▶ **Exercise brief**
Each line of the material below should be reproduced exactly.

▶ **Available data**
• • • • •

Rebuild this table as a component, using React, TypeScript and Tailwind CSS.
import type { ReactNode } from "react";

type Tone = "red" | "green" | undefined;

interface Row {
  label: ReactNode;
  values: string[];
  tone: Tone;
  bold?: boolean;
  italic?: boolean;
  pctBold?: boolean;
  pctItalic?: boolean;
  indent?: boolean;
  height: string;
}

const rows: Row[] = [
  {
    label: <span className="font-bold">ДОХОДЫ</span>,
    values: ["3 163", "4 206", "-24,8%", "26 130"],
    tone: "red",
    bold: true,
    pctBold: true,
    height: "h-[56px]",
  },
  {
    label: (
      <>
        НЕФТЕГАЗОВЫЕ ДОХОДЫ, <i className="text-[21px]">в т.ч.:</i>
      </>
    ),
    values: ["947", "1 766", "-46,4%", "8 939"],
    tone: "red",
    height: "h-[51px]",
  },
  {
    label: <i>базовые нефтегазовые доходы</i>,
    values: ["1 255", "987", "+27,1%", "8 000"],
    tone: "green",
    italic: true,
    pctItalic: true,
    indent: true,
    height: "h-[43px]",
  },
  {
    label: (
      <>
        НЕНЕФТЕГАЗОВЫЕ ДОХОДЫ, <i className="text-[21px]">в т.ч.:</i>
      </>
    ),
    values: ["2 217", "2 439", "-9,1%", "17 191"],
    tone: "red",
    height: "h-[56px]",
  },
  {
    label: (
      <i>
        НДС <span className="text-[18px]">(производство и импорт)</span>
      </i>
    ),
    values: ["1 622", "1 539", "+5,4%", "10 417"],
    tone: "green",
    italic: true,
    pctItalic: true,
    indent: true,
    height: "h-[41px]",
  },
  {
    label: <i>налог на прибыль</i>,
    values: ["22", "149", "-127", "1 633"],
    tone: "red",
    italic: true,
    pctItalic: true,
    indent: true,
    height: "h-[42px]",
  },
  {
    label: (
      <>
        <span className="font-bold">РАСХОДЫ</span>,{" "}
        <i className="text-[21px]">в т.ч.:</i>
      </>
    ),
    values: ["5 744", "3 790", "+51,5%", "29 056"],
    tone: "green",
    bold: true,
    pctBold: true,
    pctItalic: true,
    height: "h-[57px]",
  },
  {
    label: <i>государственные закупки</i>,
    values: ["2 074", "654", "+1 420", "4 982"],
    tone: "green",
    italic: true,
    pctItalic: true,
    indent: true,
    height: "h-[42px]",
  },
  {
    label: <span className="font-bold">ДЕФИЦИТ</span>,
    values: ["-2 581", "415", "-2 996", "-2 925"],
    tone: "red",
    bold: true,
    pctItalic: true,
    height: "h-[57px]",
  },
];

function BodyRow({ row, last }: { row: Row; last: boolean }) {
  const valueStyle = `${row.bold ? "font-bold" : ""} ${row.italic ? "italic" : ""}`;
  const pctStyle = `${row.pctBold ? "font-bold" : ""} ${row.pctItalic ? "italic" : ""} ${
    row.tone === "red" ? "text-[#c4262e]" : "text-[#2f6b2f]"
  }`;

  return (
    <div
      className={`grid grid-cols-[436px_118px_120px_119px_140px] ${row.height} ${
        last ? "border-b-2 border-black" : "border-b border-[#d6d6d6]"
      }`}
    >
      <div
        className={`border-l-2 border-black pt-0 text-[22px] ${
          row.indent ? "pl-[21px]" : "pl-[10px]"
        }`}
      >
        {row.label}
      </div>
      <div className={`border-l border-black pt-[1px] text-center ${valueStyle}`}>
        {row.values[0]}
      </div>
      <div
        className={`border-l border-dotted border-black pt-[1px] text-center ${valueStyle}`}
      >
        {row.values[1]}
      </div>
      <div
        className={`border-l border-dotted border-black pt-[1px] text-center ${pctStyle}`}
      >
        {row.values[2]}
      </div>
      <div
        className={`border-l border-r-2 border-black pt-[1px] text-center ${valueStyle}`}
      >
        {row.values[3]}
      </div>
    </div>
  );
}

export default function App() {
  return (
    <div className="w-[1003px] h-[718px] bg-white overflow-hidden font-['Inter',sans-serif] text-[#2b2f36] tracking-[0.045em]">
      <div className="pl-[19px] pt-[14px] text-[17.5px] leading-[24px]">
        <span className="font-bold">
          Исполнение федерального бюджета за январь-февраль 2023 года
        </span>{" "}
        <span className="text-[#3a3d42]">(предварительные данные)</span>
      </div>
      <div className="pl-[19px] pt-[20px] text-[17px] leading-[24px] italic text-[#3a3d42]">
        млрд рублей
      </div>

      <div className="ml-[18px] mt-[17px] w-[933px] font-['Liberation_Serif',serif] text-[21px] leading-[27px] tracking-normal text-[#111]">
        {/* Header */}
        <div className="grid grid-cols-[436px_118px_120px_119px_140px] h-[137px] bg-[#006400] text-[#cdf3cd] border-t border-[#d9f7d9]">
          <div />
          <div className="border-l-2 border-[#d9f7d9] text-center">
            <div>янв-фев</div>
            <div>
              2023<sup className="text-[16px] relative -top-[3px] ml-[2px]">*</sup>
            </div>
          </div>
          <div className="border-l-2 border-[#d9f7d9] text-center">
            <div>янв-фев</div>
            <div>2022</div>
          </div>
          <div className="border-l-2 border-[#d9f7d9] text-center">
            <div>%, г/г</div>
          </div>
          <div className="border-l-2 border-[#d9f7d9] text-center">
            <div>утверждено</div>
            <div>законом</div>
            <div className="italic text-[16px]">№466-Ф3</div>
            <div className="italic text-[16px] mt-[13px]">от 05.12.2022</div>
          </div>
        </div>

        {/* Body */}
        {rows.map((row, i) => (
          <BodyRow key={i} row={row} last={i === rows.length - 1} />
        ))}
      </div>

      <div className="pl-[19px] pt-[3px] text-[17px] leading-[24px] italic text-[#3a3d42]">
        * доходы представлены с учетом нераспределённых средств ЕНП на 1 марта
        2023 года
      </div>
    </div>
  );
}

• • • • •

▶ **Solved problem**
Rebuild this table as a component, using React, TypeScript and Tailwind CSS.
import type { ReactNode } from "react";

type Tone = "red" | "green" | undefined;

interface Row {
  label: ReactNode;
  values: string[];
  tone: Tone;
  bold?: boolean;
  italic?: boolean;
  pctBold?: boolean;
  pctItalic?: boolean;
  indent?: boolean;
  height: string;
}

const rows: Row[] = [
  {
    label: <span className="font-bold">ДОХОДЫ</span>,
    values: ["3 163", "4 206", "-24,8%", "26 130"],
    tone: "red",
    bold: true,
    pctBold: true,
    height: "h-[56px]",
  },
  {
    label: (
      <>
        НЕФТЕГАЗОВЫЕ ДОХОДЫ, <i className="text-[21px]">в т.ч.:</i>
      </>
    ),
    values: ["947", "1 766", "-46,4%", "8 939"],
    tone: "red",
    height: "h-[51px]",
  },
  {
    label: <i>базовые нефтегазовые доходы</i>,
    values: ["1 255", "987", "+27,1%", "8 000"],
    tone: "green",
    italic: true,
    pctItalic: true,
    indent: true,
    height: "h-[43px]",
  },
  {
    label: (
      <>
        НЕНЕФТЕГАЗОВЫЕ ДОХОДЫ, <i className="text-[21px]">в т.ч.:</i>
      </>
    ),
    values: ["2 217", "2 439", "-9,1%", "17 191"],
    tone: "red",
    height: "h-[56px]",
  },
  {
    label: (
      <i>
        НДС <span className="text-[18px]">(производство и импорт)</span>
      </i>
    ),
    values: ["1 622", "1 539", "+5,4%", "10 417"],
    tone: "green",
    italic: true,
    pctItalic: true,
    indent: true,
    height: "h-[41px]",
  },
  {
    label: <i>налог на прибыль</i>,
    values: ["22", "149", "-127", "1 633"],
    tone: "red",
    italic: true,
    pctItalic: true,
    indent: true,
    height: "h-[42px]",
  },
  {
    label: (
      <>
        <span className="font-bold">РАСХОДЫ</span>,{" "}
        <i className="text-[21px]">в т.ч.:</i>
      </>
    ),
    values: ["5 744", "3 790", "+51,5%", "29 056"],
    tone: "green",
    bold: true,
    pctBold: true,
    pctItalic: true,
    height: "h-[57px]",
  },
  {
    label: <i>государственные закупки</i>,
    values: ["2 074", "654", "+1 420", "4 982"],
    tone: "green",
    italic: true,
    pctItalic: true,
    indent: true,
    height: "h-[42px]",
  },
  {
    label: <span className="font-bold">ДЕФИЦИТ</span>,
    values: ["-2 581", "415", "-2 996", "-2 925"],
    tone: "red",
    bold: true,
    pctItalic: true,
    height: "h-[57px]",
  },
];

function BodyRow({ row, last }: { row: Row; last: boolean }) {
  const valueStyle = `${row.bold ? "font-bold" : ""} ${row.italic ? "italic" : ""}`;
  const pctStyle = `${row.pctBold ? "font-bold" : ""} ${row.pctItalic ? "italic" : ""} ${
    row.tone === "red" ? "text-[#c4262e]" : "text-[#2f6b2f]"
  }`;

  return (
    <div
      className={`grid grid-cols-[436px_118px_120px_119px_140px] ${row.height} ${
        last ? "border-b-2 border-black" : "border-b border-[#d6d6d6]"
      }`}
    >
      <div
        className={`border-l-2 border-black pt-0 text-[22px] ${
          row.indent ? "pl-[21px]" : "pl-[10px]"
        }`}
      >
        {row.label}
      </div>
      <div className={`border-l border-black pt-[1px] text-center ${valueStyle}`}>
        {row.values[0]}
      </div>
      <div
        className={`border-l border-dotted border-black pt-[1px] text-center ${valueStyle}`}
      >
        {row.values[1]}
      </div>
      <div
        className={`border-l border-dotted border-black pt-[1px] text-center ${pctStyle}`}
      >
        {row.values[2]}
      </div>
      <div
        className={`border-l border-r-2 border-black pt-[1px] text-center ${valueStyle}`}
      >
        {row.values[3]}
      </div>
    </div>
  );
}

export default function App() {
  return (
    <div className="w-[1003px] h-[718px] bg-white overflow-hidden font-['Inter',sans-serif] text-[#2b2f36] tracking-[0.045em]">
      <div className="pl-[19px] pt-[14px] text-[17.5px] leading-[24px]">
        <span className="font-bold">
          Исполнение федерального бюджета за январь-февраль 2023 года
        </span>{" "}
        <span className="text-[#3a3d42]">(предварительные данные)</span>
      </div>
      <div className="pl-[19px] pt-[20px] text-[17px] leading-[24px] italic text-[#3a3d42]">
        млрд рублей
      </div>

      <div className="ml-[18px] mt-[17px] w-[933px] font-['Liberation_Serif',serif] text-[21px] leading-[27px] tracking-normal text-[#111]">
        {/* Header */}
        <div className="grid grid-cols-[436px_118px_120px_119px_140px] h-[137px] bg-[#006400] text-[#cdf3cd] border-t border-[#d9f7d9]">
          <div />
          <div className="border-l-2 border-[#d9f7d9] text-center">
            <div>янв-фев</div>
            <div>
              2023<sup className="text-[16px] relative -top-[3px] ml-[2px]">*</sup>
            </div>
          </div>
          <div className="border-l-2 border-[#d9f7d9] text-center">
            <div>янв-фев</div>
            <div>2022</div>
          </div>
          <div className="border-l-2 border-[#d9f7d9] text-center">
            <div>%, г/г</div>
          </div>
          <div className="border-l-2 border-[#d9f7d9] text-center">
            <div>утверждено</div>
            <div>законом</div>
            <div className="italic text-[16px]">№466-Ф3</div>
            <div className="italic text-[16px] mt-[13px]">от 05.12.2022</div>
          </div>
        </div>

        {/* Body */}
        {rows.map((row, i) => (
          <BodyRow key={i} row={row} last={i === rows.length - 1} />
        ))}
      </div>

      <div className="pl-[19px] pt-[3px] text-[17px] leading-[24px] italic text-[#3a3d42]">
        * доходы представлены с учетом нераспределённых средств ЕНП на 1 марта
        2023 года
      </div>
    </div>
  );
}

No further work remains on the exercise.